挿画も良かったです。初めて拝見した方ですが、印象的な美しい絵ですね。小さな子供の描写もとても可愛くて、胸が温かくなりました。落ち着いた装丁も美しく、これもまた他の方のレビューにありますように、確かに帯と本の一体感がとても素敵でした(期待していましたので、二冊とも破れたりせずちゃんと綺麗に付いて来ていて嬉しかったです(笑))。
とは言えどうしてもすっきしない点が一つだけ……。タイトルにも記しましたが、言葉にしてあげてもよかったのでは?―というのが最後まで引っかかったし、そのために読後感を少なからず冷めさせたのは否めません。勿論、それが彼女との大事な約束だったのはよく解るのです。それを交わした時の状況も鑑みれば、破る心境にはなり難いということも。ただ、彼女に義理立てするあまり、今生きてそこに居てくれている大切な人に大切な言葉を惜しむ必要があるのか?という一点がどうしても気になる。亡き妻との約束に今愛する人を巻き込むかのように、頑なに絶対に言わない(言えない)というのが、個人的には納得がいかなくて。勿論約束は守るためのものだけれど、ハイエルの言動を見ていると純粋に亡き人への愛からという強い動機よりも、「言わない」という誓いを守ることそれ自体が目的になってしまっているような、ある種の呪縛に囚われてしまっているような、そんな矛盾する心情を感じるので……。常に危険と隣り合わせの彼らの職業を考えれば、もしこの先藍に何か起こって不意の別れを迎えなければならなくなった時、ついにその言葉を言えなかったことを、彼は今度は後悔するのでは……?あるいはハイエル自身に何かあった場合にも同様に。

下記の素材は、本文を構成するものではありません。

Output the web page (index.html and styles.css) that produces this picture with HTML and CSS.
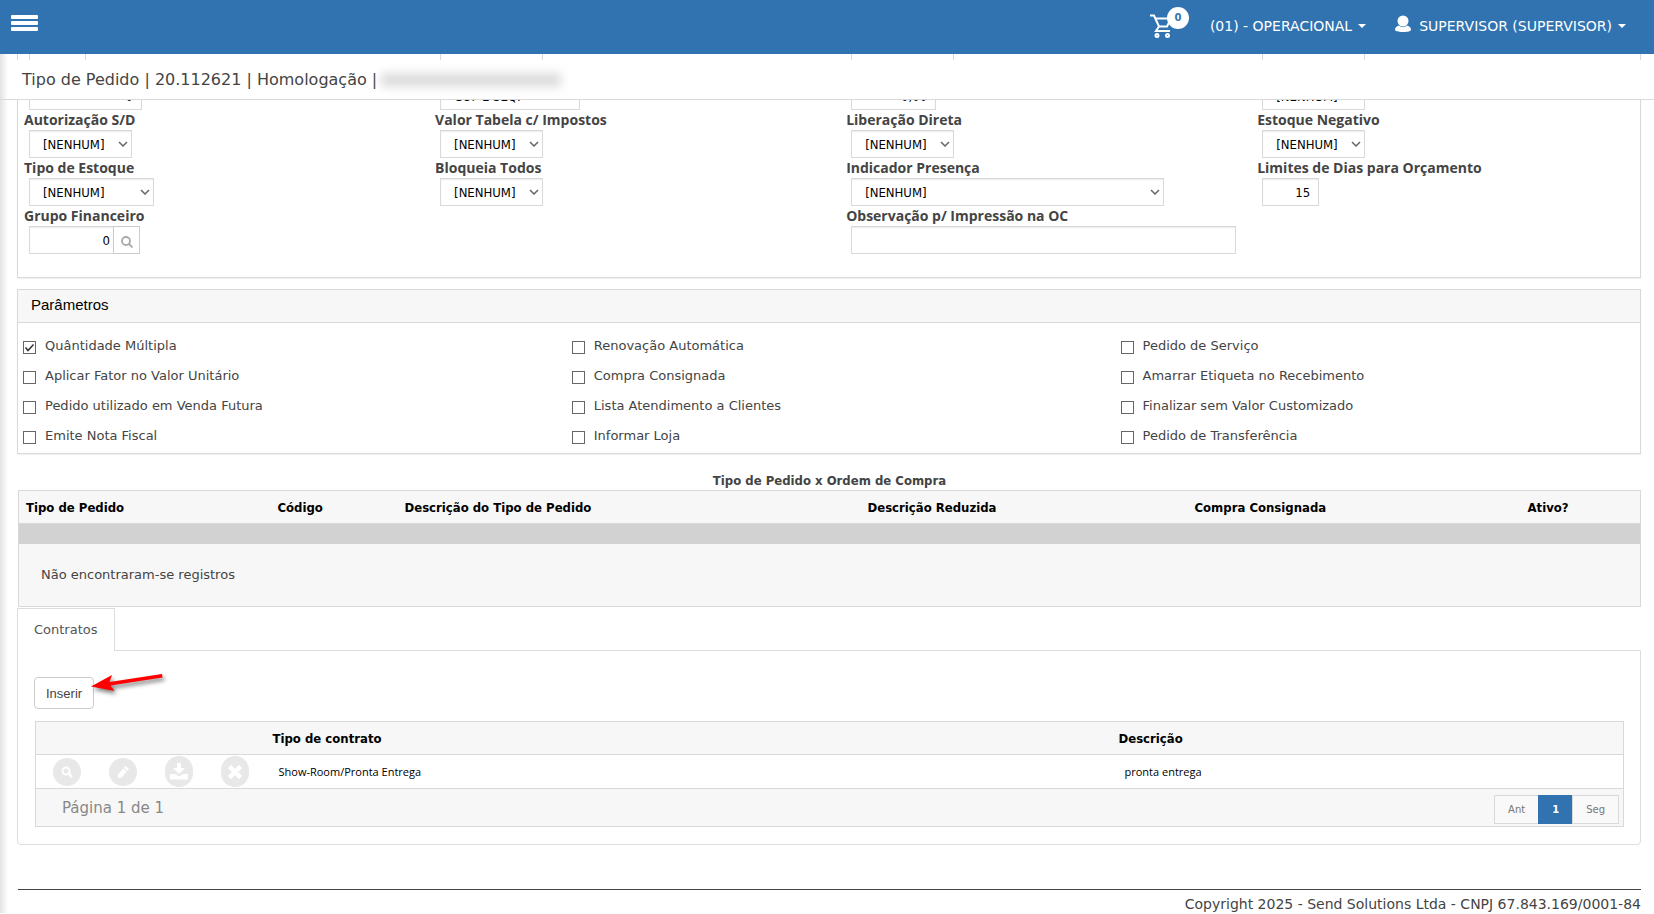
FILE: index.html
```
<!DOCTYPE html>
<html lang="pt-BR">
<head>
    <meta charset="UTF-8">
    <meta name="viewport" content="width=device-width, initial-scale=1.0">
    <title>Tipo de Pedido</title>
    <link rel="stylesheet" href="styles.css">
</head>
<body>

    <header class="topbar">
        <button class="menu-toggle" type="button" aria-label="Menu">
            <span></span><span></span><span></span>
        </button>
        <nav class="topbar-nav">
            <a class="cart" href="#" aria-label="Carrinho">
                <svg width="22" height="24" viewBox="0 0 22 24" fill="none" stroke="#fff" stroke-width="2">
                    <path d="M0 1.500h4l5 11h8l4-8M5 4.500h15M9 12.500l-3 4.500h14"/>
                    <circle cx="7" cy="21.500" r="1.500"/>
                    <circle cx="17.500" cy="21.500" r="1.500"/>
                </svg>
                <span class="cart-count">0</span>
            </a>
            <a class="nav-link" href="#">(01) - OPERACIONAL <span class="caret"></span></a>
            <a class="nav-link nav-user" href="#">
                <svg width="16" height="18" viewBox="0 0 16 18" fill="#fff">
                    <circle cx="8" cy="6" r="5.500"/>
                    <path d="M0 14.500c0-2 2-3.500 4-4 2 2.200 6 2.200 8 0 2 .5 4 2 4 4 0 1.600-2 2.500-8 2.500s-8-.9-8-2.500z"/>
                </svg>
                SUPERVISOR (SUPERVISOR) <span class="caret"></span>
            </a>
        </nav>
    </header>

    <div class="titlebar">
        <span>Tipo de Pedido | 20.112621 | Homologação |</span>
        <span class="masked"></span>
    </div>

    <main class="content">
        <section class="panel form-panel">
            <div class="form-grid">
                <div class="field"><input class="control w-code" type="text" aria-label="Código"></div>
                <div class="field"><input class="control w-flag" type="text" aria-label="Descrição"></div>
                <div class="field"><input class="control w-flag" type="text" aria-label="Opção"></div>
                <div class="field"><input class="control w-flag" type="text" aria-label="Ativo"></div>

                <div class="field unlabeled"><input class="control w-num number" type="text" value="0" aria-label="Ordem"></div>
                <div class="field unlabeled"><input class="control w-short" type="text" value="COF E SEQ." aria-label="Descrição Reduzida"></div>
                <div class="field unlabeled"><input class="control w-value number" type="text" value="0,00" aria-label="Valor"></div>
                <div class="field unlabeled"><select class="control w-flag" aria-label="Situação"><option>[NENHUM]</option></select></div>

                <div class="field"><label for="autorizacao">Autorização S/D</label><select class="control w-flag" id="autorizacao"><option>[NENHUM]</option></select></div>
                <div class="field"><label for="tabela">Valor Tabela c/ Impostos</label><select class="control w-flag" id="tabela"><option>[NENHUM]</option></select></div>
                <div class="field"><label for="liberacao">Liberação Direta</label><select class="control w-flag" id="liberacao"><option>[NENHUM]</option></select></div>
                <div class="field"><label for="negativo">Estoque Negativo</label><select class="control w-flag" id="negativo"><option>[NENHUM]</option></select></div>

                <div class="field"><label for="estoque">Tipo de Estoque</label><select class="control w-stock" id="estoque"><option>[NENHUM]</option></select></div>
                <div class="field"><label for="bloqueia">Bloqueia Todos</label><select class="control w-flag" id="bloqueia"><option>[NENHUM]</option></select></div>
                <div class="field"><label for="presenca">Indicador Presença</label><select class="control w-presence" id="presenca"><option>[NENHUM]</option></select></div>
                <div class="field"><label for="limite">Limites de Dias para Orçamento</label><input class="control w-days number" id="limite" type="text" value="15"></div>

                <div class="field">
                    <label for="grupo">Grupo Financeiro</label>
                    <div class="input-group">
                        <input class="control w-value number" id="grupo" type="text" value="0">
                        <button class="search-btn" type="button" aria-label="Pesquisar">
                            <svg width="12" height="12" viewBox="0 0 12 12" fill="none" stroke="#aaa" stroke-width="1.800"><circle cx="5" cy="5" r="4"/><path d="M8 8l3.500 3.500"/></svg>
                        </button>
                    </div>
                </div>
                <div class="field obs"><label for="obs">Observação p/ Impressão na OC</label><input class="control w-obs" id="obs" type="text"></div>
            </div>
        </section>

        <section class="panel">
            <h2 class="panel-title">Parâmetros</h2>
            <div class="check-grid">
                <label><input type="checkbox" checked> Quântidade Múltipla</label>
                <label><input type="checkbox"> Renovação Automática</label>
                <label><input type="checkbox"> Pedido de Serviço</label>
                <label><input type="checkbox"> Aplicar Fator no Valor Unitário</label>
                <label><input type="checkbox"> Compra Consignada</label>
                <label><input type="checkbox"> Amarrar Etiqueta no Recebimento</label>
                <label><input type="checkbox"> Pedido utilizado em Venda Futura</label>
                <label><input type="checkbox"> Lista Atendimento a Clientes</label>
                <label><input type="checkbox"> Finalizar sem Valor Customizado</label>
                <label><input type="checkbox"> Emite Nota Fiscal</label>
                <label><input type="checkbox"> Informar Loja</label>
                <label><input type="checkbox"> Pedido de Transferência</label>
            </div>
        </section>

        <div class="orders-wrap">
            <table class="grid orders">
                <caption>Tipo de Pedido x Ordem de Compra</caption>
                <colgroup>
                    <col class="col-type"><col class="col-code"><col class="col-desc"><col class="col-short"><col class="col-cons"><col>
                </colgroup>
                <thead>
                    <tr>
                        <th>Tipo de Pedido</th>
                        <th>Código</th>
                        <th>Descrição do Tipo de Pedido</th>
                        <th>Descrição Reduzida</th>
                        <th>Compra Consignada</th>
                        <th>Ativo?</th>
                    </tr>
                </thead>
                <tbody>
                    <tr class="separator"><td colspan="6"></td></tr>
                    <tr class="empty"><td colspan="6">Não encontraram-se registros</td></tr>
                </tbody>
            </table>
        </div>

        <div class="tabs">
            <a class="tab" href="#contratos">Contratos</a>
        </div>
        <section class="tab-panel" id="contratos">
            <div class="toolbar">
                <button class="btn" type="button">Inserir</button>
                <svg class="arrow" width="84" height="32" viewBox="0 0 84 32">
                    <path d="M1 16.500L22 5l-2.500 7L72 4l.5 3.500L20.500 15.500l4 5.500z" fill="red"/>
                </svg>
            </div>
            <table class="grid contracts">
                <colgroup>
                    <col class="col-actions"><col class="col-contract"><col>
                </colgroup>
                <thead>
                    <tr>
                        <th></th>
                        <th>Tipo de contrato</th>
                        <th>Descrição</th>
                    </tr>
                </thead>
                <tbody>
                    <tr>
                        <td>
                            <div class="actions">
                                <button class="action" type="button" aria-label="Visualizar">
                                    <svg width="12" height="12" viewBox="0 0 12 12" fill="none" stroke="#fff" stroke-width="2"><circle cx="5" cy="5" r="3.500"/><path d="M7.500 7.500L11 11" stroke-width="2.500"/></svg>
                                </button>
                                <button class="action" type="button" aria-label="Editar">
                                    <svg width="14" height="14" viewBox="0 0 14 14" fill="#fff"><path d="M9.500 1l3.500 3-1.500 1.800-3.500-3zM7.300 3.500l3.500 3-5.300 6-3.500.5-.5-3z"/></svg>
                                </button>
                                <button class="action large" type="button" aria-label="Baixar">
                                    <svg width="18" height="17" viewBox="0 0 18 17" fill="#fff"><path d="M7 0h4v5h4l-6 6-6-6h4zM0 11h5l4 2.500 4-2.500h5v5.500H0z"/></svg>
                                </button>
                                <button class="action large" type="button" aria-label="Excluir">
                                    <svg width="14" height="14" viewBox="0 0 14 14" stroke="#fff" stroke-width="4.500"><path d="M1.500 1.500l11 11M12.500 1.500l-11 11"/></svg>
                                </button>
                            </div>
                        </td>
                        <td>Show-Room/Pronta Entrega</td>
                        <td>pronta entrega</td>
                    </tr>
                </tbody>
            </table>
            <div class="pager">
                <span>Página 1 de 1</span>
                <div class="pages">
                    <button type="button">Ant</button>
                    <button class="active" type="button">1</button>
                    <button type="button">Seg</button>
                </div>
            </div>
        </section>

        <footer class="footer">Copyright 2025 - Send Solutions Ltda - CNPJ 67.843.169/0001-84</footer>
    </main>

</body>
</html>
```
FILE: styles.css
```
* {
    box-sizing: border-box;
}
body {
    margin: 0;
    background: #fff linear-gradient(to right, #e2e2e2, #fff 8px) no-repeat;
    color: #444;
    font-family: Verdana, "DejaVu Sans", sans-serif;
    font-size: 13px;
    overflow: hidden;
}
a {
    color: inherit;
    text-decoration: none;
}
button {
    font-family: inherit;
    cursor: pointer;
}

/* top bar */
.topbar {
    position: fixed;
    top: 0;
    left: 0;
    right: 0;
    z-index: 2;
    display: flex;
    align-items: center;
    justify-content: space-between;
    height: 54px;
    padding: 0 28px 2px 11px;
    background: #3073b0;
    color: #fff;
    font-size: 14px;
}
.menu-toggle {
    display: flex;
    flex-direction: column;
    gap: 2px;
    width: 27px;
    padding: 0;
    margin-bottom: 6px;
    border: none;
    background: none;
}
.menu-toggle span {
    height: 4px;
    border-radius: 1px;
    background: #fff;
}
.topbar-nav {
    display: flex;
    align-items: center;
}
.cart {
    position: relative;
    display: flex;
    width: 60px;
}
.cart-count {
    position: absolute;
    left: 17px;
    top: -7px;
    width: 22px;
    height: 22px;
    border-radius: 50%;
    background: #fff;
    color: #3073b0;
    font-size: 10px;
    font-weight: bold;
    line-height: 21px;
    text-align: center;
}
.nav-link {
    display: flex;
    align-items: center;
}
.nav-user {
    margin-left: 29px;
}
.nav-user svg {
    margin-right: 8px;
    margin-bottom: 4px;
}
.caret {
    margin-left: 6px;
    border: 4px solid transparent;
    border-top-color: #fff;
    border-bottom: none;
}

.titlebar {
    position: fixed;
    top: 60px;
    left: 0;
    right: 0;
    z-index: 1;
    display: flex;
    align-items: center;
    gap: 4px;
    height: 40px;
    padding-left: 22px;
    border-bottom: 1px solid #d9d9d9;
    background: #fff linear-gradient(to right, #e2e2e2, #fff 8px) no-repeat;
    font-size: 16px;
}
.masked {
    width: 180px;
    height: 14px;
    background: #ddd;
    filter: blur(5px);
}

.content {
    padding: 0 13px 0 17px;
}

/* form */
.panel {
    margin-bottom: 11px;
    border: 1px solid #d9d9d9;
    background: #fff;
    box-shadow: 0 1px 1px rgba(0, 0, 0, 0.05);
}
.form-panel {
    padding: 33px 6px 23px;
}
.form-grid {
    display: grid;
    grid-template-columns: repeat(3, 12fr) 11fr;
}
.field {
    display: flex;
    flex-direction: column;
    align-items: flex-start;
}
.field.unlabeled {
    padding-top: 20px;
}
.field.obs {
    grid-column: 3;
}
.field label {
    font-family: "Trebuchet MS", "Open Sans", sans-serif;
    font-size: 14px;
    font-weight: bold;
    line-height: 20px;
}
.control {
    height: 28px;
    margin-left: 5px;
    padding: 0 13px;
    border: 1px solid #d9d9d9;
    border-radius: 0;
    background: #fff;
    box-shadow: inset 0 1px 1px rgba(0, 0, 0, 0.08);
    color: #000;
    font-family: Tahoma, "DejaVu Sans Condensed", sans-serif;
    font-size: 13px;
}
select.control {
    appearance: none;
    background: #fff url("data:image/svg+xml,%3Csvg xmlns='http://www.w3.org/2000/svg' width='10' height='6' fill='none' stroke='%23666' stroke-width='1.500'%3E%3Cpath d='M1 1l4 4 4-4'/%3E%3C/svg%3E") no-repeat right 3px center;
}
.number {
    padding: 0 8px;
    text-align: right;
}
.w-code { width: 57px; }
.w-flag { width: 103px; }
.w-num { width: 113px; }
.w-short { width: 140px; }
.w-value { width: 85px; }
.w-stock { width: 125px; }
.w-days { width: 57px; }
.w-presence { width: 313px; }
.w-obs { width: 385px; }
.input-group {
    display: flex;
}
.input-group .control {
    padding: 0 3px;
}
.search-btn {
    display: flex;
    align-items: center;
    justify-content: center;
    width: 27px;
    height: 28px;
    margin-left: -1px;
    padding: 4px 0 0;
    border: 1px solid #ccc;
    background: #fff;
}

/* checkboxes */
.panel-title {
    margin: 0;
    padding: 0 13px 2px;
    border-bottom: 1px solid #d9d9d9;
    background: #f7f7f7;
    color: #000;
    font-family: Arial, "Liberation Sans", sans-serif;
    font-size: 15px;
    font-weight: normal;
    line-height: 30px;
}
.check-grid {
    display: grid;
    grid-template-columns: repeat(2, 16fr) 15fr;
    padding: 7px 5px 3px;
}
.check-grid label {
    display: flex;
    align-items: center;
    gap: 9px;
    height: 30px;
}
.check-grid input {
    appearance: none;
    width: 13px;
    height: 13px;
    margin: 4px 0 0;
    border: 1px solid #666;
    background: #fff;
}
.check-grid input:checked {
    background: #fff url("data:image/svg+xml,%3Csvg xmlns='http://www.w3.org/2000/svg' width='11' height='11' fill='none' stroke='%23333' stroke-width='1.500'%3E%3Cpath d='M1.500 5.500l2.500 3 5.500-6'/%3E%3C/svg%3E") no-repeat center;
}

/* tables */
.grid {
    border-collapse: collapse;
    table-layout: fixed;
}
.grid th {
    height: 33px;
    padding: 0 7px;
    border-top: 1px solid #d9d9d9;
    border-bottom: 1px solid #d9d9d9;
    background: #f7f7f7;
    color: #000;
    font-family: Tahoma, "DejaVu Sans Condensed", sans-serif;
    text-align: left;
}
.orders-wrap {
    padding-left: 1px;
}
.orders {
    width: 100%;
    border: 1px solid #d9d9d9;
}
.orders caption {
    padding: 8px 0 2px;
    font-weight: bold;
    font-family: Tahoma, "DejaVu Sans Condensed", sans-serif;
    line-height: 15px;
}
.col-type { width: 252px; }
.col-code { width: 127px; }
.col-desc { width: 463px; }
.col-short { width: 327px; }
.col-cons { width: 333px; }
.separator td {
    height: 20px;
    padding: 0;
    background: #d2d2d2;
}
.empty td {
    height: 63px;
    padding: 0 22px;
    background: #f7f7f7;
}

/* tabs */
.tabs {
    display: flex;
    margin-top: 1px;
}
.tab {
    margin-bottom: -1px;
    padding: 0 16px;
    border: 1px solid #ddd;
    border-bottom: none;
    background: #fff;
    color: #555;
    line-height: 42px;
}
.tab-panel {
    padding: 26px 16px 17px 17px;
    border: 1px solid #ddd;
    border-radius: 0 0 4px 4px;
}
.toolbar {
    display: flex;
    margin-bottom: 12px;
}
.btn {
    height: 32px;
    padding: 0 11px;
    margin-left: -1px;
    border: 1px solid #ccc;
    border-radius: 4px;
    background: #fff;
    color: #444;
    font-family: Arial, "Liberation Sans", sans-serif;
    font-size: 13px;
}
.arrow {
    margin: -7px 0 0 -4px;
    filter: drop-shadow(2px 3px 2px rgba(0, 0, 0, 0.5));
}
.contracts {
    width: 100%;
    border: 1px solid #d9d9d9;
}
.contracts td {
    height: 34px;
    padding: 0 13px;
    color: #000;
    font-family: "Trebuchet MS", "Open Sans", sans-serif;
    font-size: 11px;
}
.col-actions { width: 230px; }
.col-contract { width: 846px; }
.actions {
    display: flex;
    align-items: center;
    justify-content: space-between;
    width: 196px;
    margin-left: 4px;
}
.action {
    display: flex;
    align-items: center;
    justify-content: center;
    width: 28px;
    height: 28px;
    padding: 0;
    border: none;
    border-radius: 14px;
    background: #e8e8e8;
}
.action.large {
    height: 31px;
}
.pager {
    display: flex;
    align-items: center;
    justify-content: space-between;
    height: 38px;
    padding: 0 4px 0 26px;
    border: 1px solid #d9d9d9;
    border-top: none;
    background: #f7f7f7;
    color: #888;
    font-size: 15px;
}
.pages {
    display: flex;
    margin-top: 4px;
}
.pages button {
    height: 29px;
    padding: 0 13px;
    border: 1px solid #d9d9d9;
    background: #f9f9f9;
    color: #777;
    font-size: 10px;
}
.pages button + button {
    margin-left: -1px;
}
.pages .active {
    border-color: #3073b0;
    background: #3073b0;
    color: #fff;
    font-weight: bold;
}

.footer {
    margin: 44px 0 0 1px;
    padding-top: 5px;
    border-top: 1px solid #444;
    font-size: 14px;
    line-height: 18px;
    text-align: right;
}
```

―そんな風に詮のないことをつらつらと考えてしまう読後感でした。
個人的信条として、「あの時何度でも言えばよかった」という後悔を絶対にしたくないので、日頃から感謝や愛情を出来るだけ口に出して伝えるようにしておきたいと思い、しかしそこは典型的日本人でありますからして照れが邪魔をしつつも、なるべく実践するようにしようと思っているからこそ、自分は余計にハイエルの気持ちや彼にそれを貫かせた作者さんの意図に添えなかったのだと思います。
でもこの辺の領域の問題への考え方は、テーマが大変デリケートな分、本当に人それぞれでしょうね。ハイエルが「愛している」と言わないことにこそ意義があるとお考えになる方も勿論沢山いらっしゃると思いますし、実際、第三者として見てハイエルに納得出来ない自分でも、いざハイエルの立場、ジュリーの立場、藍の立場、それぞれに立って考えたら答えはまた変わって来ますし。結局は、難しい問題だ……という曖昧な言葉で終わってしまうのですが、まぁ、創作であるからこそ聞かせて欲しかったという、結局は若干ロマンティックな心情にも多少傾いてもいるのかもしれませんが。